Leave out every picture, then output exactly the lines between the ones holding "Rebuild this screenshot" and "import React from 'react';", inclusive, and nothing beyond them.

***

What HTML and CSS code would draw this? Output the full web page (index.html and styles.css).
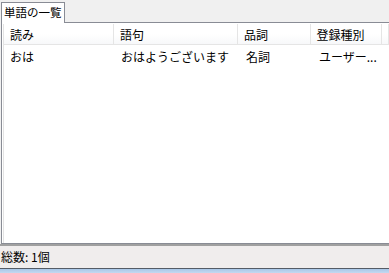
FILE: index.html
```html
<!DOCTYPE html>
<html lang="ja">
<head>
  <meta charset="UTF-8" />
  <title>単語の一覧</title>
  <link rel="stylesheet" href="styles.css">
</head>
<body>
  <div class="window">
    <div class="tabs">
      <div class="tab">単語の一覧</div>
    </div>
    <div class="panel">
      <div class="list">
        <div class="row head">
          <div class="cell c1">読み</div>
          <div class="cell c2">語句</div>
          <div class="cell c3">品詞</div>
          <div class="cell c4">登録種別</div>
          <div class="cell c5"></div>
        </div>
        <div class="row">
          <div class="cell c1">おは</div>
          <div class="cell c2">おはようございます</div>
          <div class="cell c3">名詞</div>
          <div class="cell c4">ユーザー...</div>
        </div>
      </div>
    </div>
    <div class="status">総数: 1個</div>
    <div class="frame"></div>
  </div>
</body>
</html>
```

FILE: styles.css
```css
body {
  margin: 0;
  font-family: "Noto Sans CJK JP", "Liberation Sans", sans-serif;
  font-size: 12px;
  color: #000;
  background: #f0f0f0;
}
.window {
  width: 389px;
  height: 273px;
  display: flex;
  flex-direction: column;
  overflow: hidden;
}
.tabs {
  height: 22px;
  padding: 2px 0 0 1px;
  box-sizing: border-box;
  display: flex;
  flex: none;
}
.tab {
  width: 64px;
  height: 21px;
  box-sizing: border-box;
  background: #fff;
  border: 1px solid #898c95;
  border-bottom: none;
  padding-left: 2px;
  font-size: 11.5px;
  line-height: 19px;
  white-space: nowrap;
  margin-bottom: -1px;
  position: relative;
  z-index: 1;
}
.panel {
  height: 222px;
  flex: none;
  box-sizing: border-box;
  margin-left: 1px;
  border: 1px solid #898c95;
  border-right: none;
  background: #fff;
  padding: 1px 0 0 1px;
}
.list {
  height: 100%;
  box-sizing: border-box;
  border-left: 1px solid #e3e3e3;
}
.row {
  display: flex;
  height: 17px;
  line-height: 18px;
  margin-top: 3px;
}
.row.head {
  height: 20px;
  line-height: 21px;
  margin-top: 0;
  border-bottom: 1px solid #e5e5e5;
  background: linear-gradient(#ffffff, #ffffff 50%, #f7f8fa);
}
.cell {
  box-sizing: border-box;
  padding-left: 6px;
  white-space: nowrap;
  overflow: hidden;
}
.head .cell {
  border-right: 1px solid #e5e5e5;
}
.c1 { width: 111px; }
.c2 { width: 125px; }
.c3 { width: 73px; }
.c4 { width: 72px; }
.c5 { flex: 1; border-right: none; }
.status {
  height: 22px;
  flex: none;
  line-height: 21px;
  border-top: 2px solid #a0a0a0;
  background: #f0eded;
  padding-left: 1px;
}
.frame {
  flex: 1;
  border-top: 1px solid #555c66;
  background: linear-gradient(#a9c7e8, #c3d9f0);
}
```
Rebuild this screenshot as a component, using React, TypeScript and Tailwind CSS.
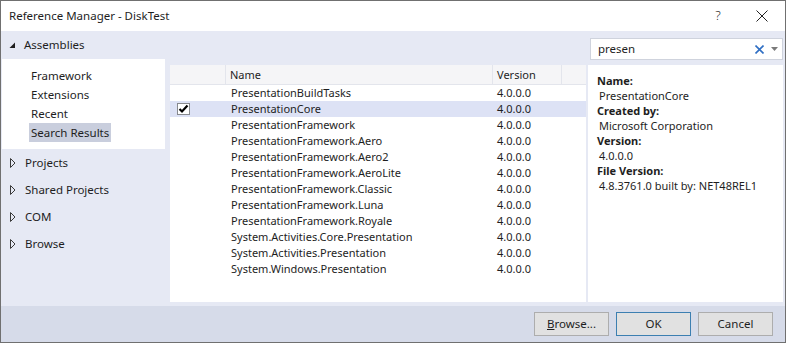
import React from 'react';

const ASSEMBLIES = [
  'PresentationBuildTasks',
  'PresentationCore',
  'PresentationFramework',
  'PresentationFramework.Aero',
  'PresentationFramework.Aero2',
  'PresentationFramework.AeroLite',
  'PresentationFramework.Classic',
  'PresentationFramework.Luna',
  'PresentationFramework.Royale',
  'System.Activities.Core.Presentation',
  'System.Activities.Presentation',
  'System.Windows.Presentation',
];

const SUB_ITEMS = ['Framework', 'Extensions', 'Recent', 'Search Results'];
const GROUPS = ['Projects', 'Shared Projects', 'COM', 'Browse'];

const DETAILS = [
  { label: 'Name:', value: 'PresentationCore' },
  { label: 'Created by:', value: 'Microsoft Corporation' },
  { label: 'Version:', value: '4.0.0.0' },
  { label: 'File Version:', value: '4.8.3761.0 built by: NET48REL1' },
];

function Expanded() {
  return (
    <svg width="7" height="7" viewBox="0 0 7 7" className="shrink-0">
      <path d="M6 0.5 L6 6 L0.5 6 Z" fill="#1e1e1e" />
    </svg>
  );
}

function Collapsed() {
  return (
    <svg width="6" height="10" viewBox="0 0 6 10" className="shrink-0">
      <path d="M0.5 0.5 L5 5 L0.5 9.5 Z" fill="none" stroke="#3a3a3a" strokeWidth="1" />
    </svg>
  );
}

function CheckBox() {
  return (
    <svg width="13" height="12" viewBox="0 0 13 12">
      <rect x="0.5" y="0.5" width="12" height="11" fill="#fff" stroke="#222" strokeDasharray="1 1" />
      <path d="M2.5 6 L5 8.5 L10.5 2.5" fill="none" stroke="#000" strokeWidth="2.2" />
    </svg>
  );
}

export default function App() {
  return (
    <div
      className="w-[786px] h-[343px] border border-[#707070] bg-[#e6e9f4] flex flex-col text-[11px] text-[#1e1e1e] overflow-hidden"
      style={{ fontFamily: '"Noto Sans", "Open Sans", sans-serif' }}
    >
      {/* title bar */}
      <div className="h-[30px] bg-white flex items-center shrink-0">
        <span className="pl-[8px] flex-1 text-[11.5px]">Reference Manager - DiskTest</span>
        <span className="w-[46px] text-center text-[13px] pl-[4px] font-light">?</span>
        <span className="w-[46px] flex justify-center">
          <svg width="12" height="12" viewBox="0 0 12 12">
            <path d="M0.5 0.5 L11.5 11.5 M11.5 0.5 L0.5 11.5" stroke="#222" strokeWidth="1" />
          </svg>
        </span>
      </div>

      {/* body */}
      <div className="flex flex-1 min-h-0">
        {/* left nav */}
        <div className="w-[164px] flex flex-col shrink-0 text-[11.5px]">
          <div className="h-[28px] flex items-center gap-[8px] pl-[8px]">
            <Expanded />
            <span>Assemblies</span>
          </div>
          <div className="bg-white ml-[1px] py-[7px]">
            {SUB_ITEMS.map((s) => (
              <div key={s} className="h-[19px] flex items-center pl-[27px]">
                <span className={`px-[2px] h-[19px] flex items-center ${s === 'Search Results' ? 'bg-[#c9cedd]' : ''}`}>{s}</span>
              </div>
            ))}
          </div>
          {GROUPS.map((g) => (
            <div key={g} className="h-[27px] flex items-center gap-[9px] pl-[9px]">
              <Collapsed />
              <span>{g}</span>
            </div>
          ))}
        </div>

        {/* right area */}
        <div className="flex-1 flex flex-col pl-[5px] pr-[2px]">
          <div className="h-[34px] flex items-center justify-end shrink-0 pt-[2px]">
            <div className="w-[193px] h-[22px] bg-white border border-[#cfd3dd] flex items-center text-[11.5px]">
              <span className="pl-[7px] flex-1">presen</span>
              <svg width="9" height="9" viewBox="0 0 9 9" className="mr-[7px]">
                <path d="M0.5 0.5 L8.5 8.5 M8.5 0.5 L0.5 8.5" stroke="#2f6fc4" strokeWidth="1.6" />
              </svg>
              <svg width="7" height="4" viewBox="0 0 7 4" className="mr-[4px]">
                <path d="M0 0 L7 0 L3.5 4 Z" fill="#7a7a7a" />
              </svg>
            </div>
          </div>

          <div className="flex h-[237px]">
            {/* list */}
            <div className="w-[416px] bg-white flex flex-col">
              <div className="h-[20px] flex bg-[#f5f5f7] border-b border-[#e3e5ec] text-[#1e1e1e]">
                <div className="w-[56px] border-r border-[#e3e5ec]" />
                <div className="w-[267px] border-r border-[#e3e5ec] pl-[4px] flex items-center pt-[1px]">Name</div>
                <div className="w-[69px] border-r border-[#e3e5ec] pl-[4px] flex items-center pt-[1px]">Version</div>
                <div className="flex-1" />
              </div>
              {ASSEMBLIES.map((a) => {
                const sel = a === 'PresentationCore';
                return (
                  <div key={a} className={`h-[16px] flex items-center ${sel ? 'bg-[#dde2f5]' : ''}`}>
                    <div className="w-[56px] pl-[7px] flex items-center">{sel && <CheckBox />}</div>
                    <div className="w-[267px] pl-[5px] pt-[1px]">{a}</div>
                    <div className="pl-[4px] pt-[1px]">4.0.0.0</div>
                  </div>
                );
              })}
            </div>

            {/* details */}
            <div className="flex-1 ml-[2px] bg-white pl-[9px] pt-[8px] leading-[15px]">
              {DETAILS.map((d) => (
                <div key={d.label}>
                  <div className="font-bold">{d.label}</div>
                  <div className="pl-[2px]">{d.value}</div>
                </div>
              ))}
            </div>
          </div>
        </div>
      </div>

      {/* footer */}
      <div className="h-[36px] mt-[4px] bg-[#d6dbe9] flex items-center justify-end gap-[7px] pr-[12px] shrink-0 text-[11.5px]">
        <button className="w-[75px] h-[24px] bg-[#e1e1e1] border border-[#adadad]">
          <u>B</u>rowse...
        </button>
        <button className="w-[75px] h-[24px] bg-[#e1e1e1] border border-[#3c7fb1]">OK</button>
        <button className="w-[75px] h-[24px] bg-[#e1e1e1] border border-[#adadad]">Cancel</button>
      </div>
    </div>
  );
}
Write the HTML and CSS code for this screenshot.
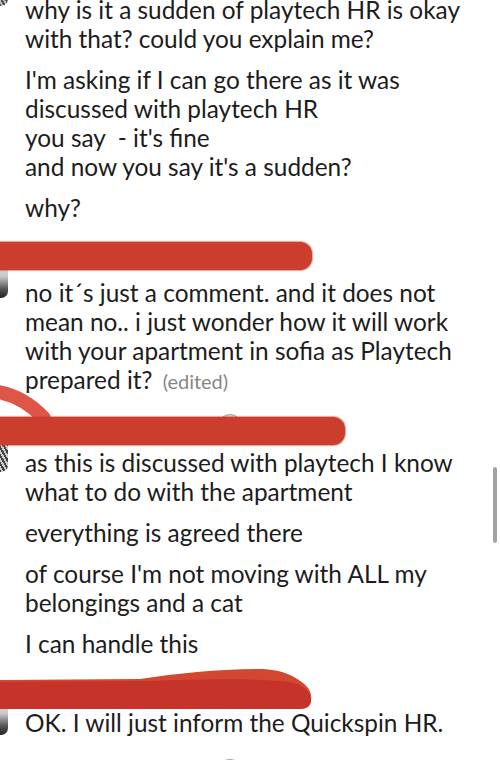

***

**OUTPUT FOR THIS TASK**
Rebuild this screenshot as a component, using React, TypeScript and Tailwind CSS.
import React from 'react';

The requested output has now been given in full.